I’ve always been a big fan of the Snom phones. I have a Snom 320 at home, and a Snom 190 at work. While these certainly aren’t their top of the line products, they’re also not the bottom of the line. The 320 does absolutely everything I need out of an IP phone and then some.
But it does have one small issue. Like most IP desk phones, it runs off of wired ethernet. As I have mine at home in the family room, and the nearest switch is two rooms away, I used to run an incredibly annoying ethernet cable across the floors and ceilings. It was unsightly and I always managed to trip over any portion that happened to be on the floor. In an attempt to alleviate this, I started using these old Logitech Wireless Play Link devices, which are essentially RF ethernet, to connect the phone to the network. It has worked beautifully and flawlessly. Unlike wireless game bridges, there’s no configuration required (the Play Links are paired together with an RF code, so there’s no IP associated with them). Unfortunately, they’re big, blocky, and each requires its own separate power source. This makes the wire-free version of my Snom 320 need a total of 3 power plugs altogether — one for the phone, and one for each Play Link half.

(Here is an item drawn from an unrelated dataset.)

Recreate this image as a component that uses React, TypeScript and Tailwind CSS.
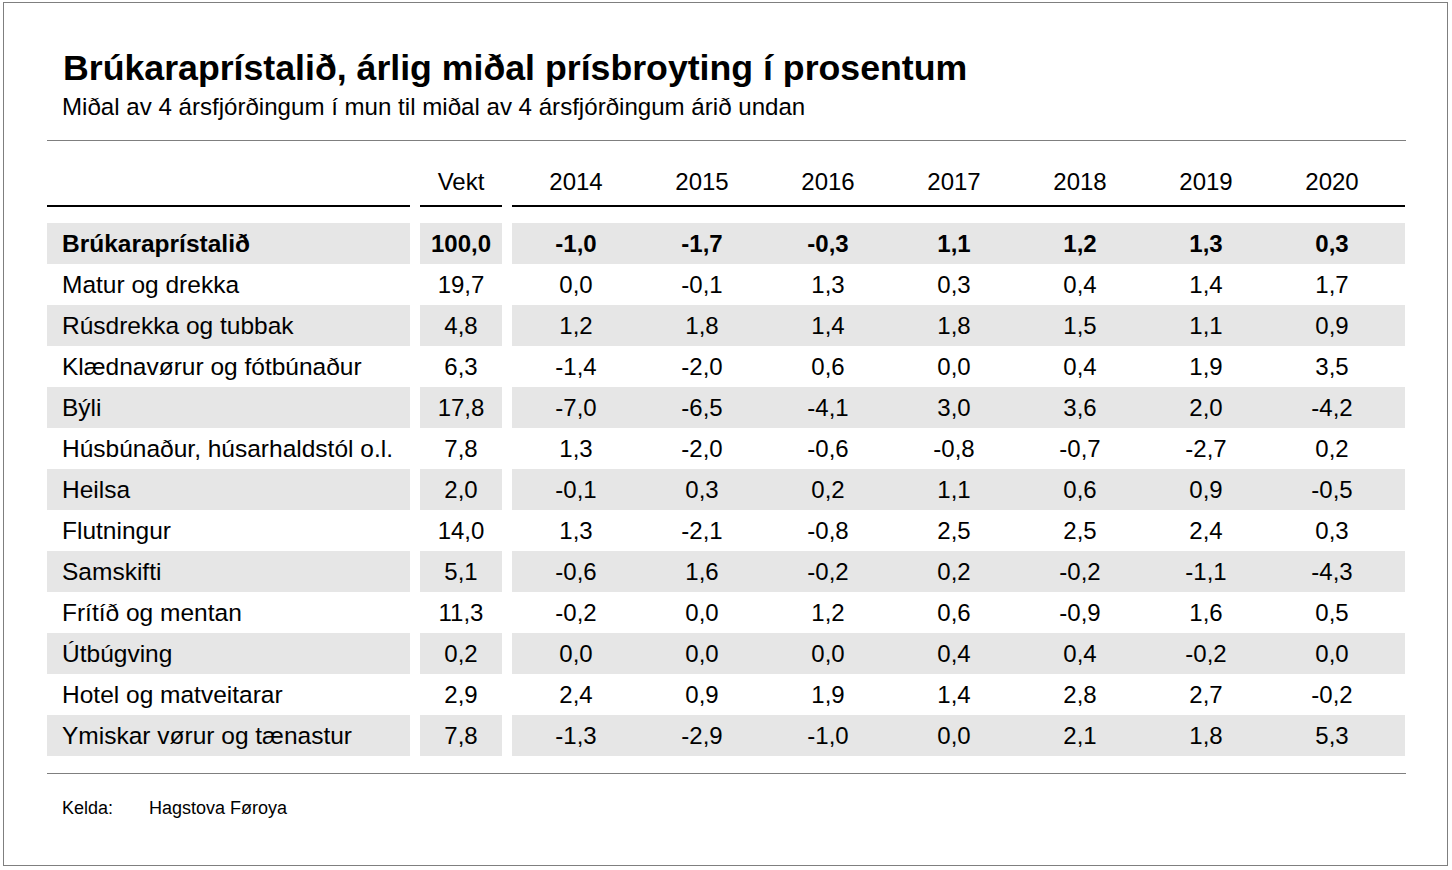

Don’t get me wrong. It’s a working solution, and I’m happy with it. But it’s by no means elegant.
The new Snom 820, however, has wi-fi built in. In an office environment, you could use power over ethernet (PoE), or wi-fi to cut down on cabling. I’ll just be thrilled to have a sharp design and the elegance of wi-fi cable-free life without extra gadgets. Not only that, but the colour screen on the Snom 820 looks pretty sharp in the pictures, and at a full 320×240 resolution, that’s to be expected.
Add in some impressive features like wide-band CODECs and built-in VPN client technology, and you have one incredibly impressive phone that I really do hope lives up to the standard for reliability I’ve come to expect from Snom. I’m eager to get my hands on one and see the rest of the 8xx series. If the 820 matches closest to the 320 did in the line, I wonder if we can expect a more basic 800, and a more advanced 860 and 870.
I am not, however, eager to see if this does to the 3xx series what the 3xx series did to the 1xx series. The Snom 190 has some serious flaws that I’m usually able to ignore. But the most annoying of which this week has been it has no way to update the Daylight Savings Time on it. And the moment they released the 3xx series, all firmware releases for the 1xx series stopped completely. This means many things simply never got fixed that should have been fixed (updated firmware, issues with the speakerphone buttons, etc). I’m hoping they don’t do this to the 3xx series when the 820 comes out.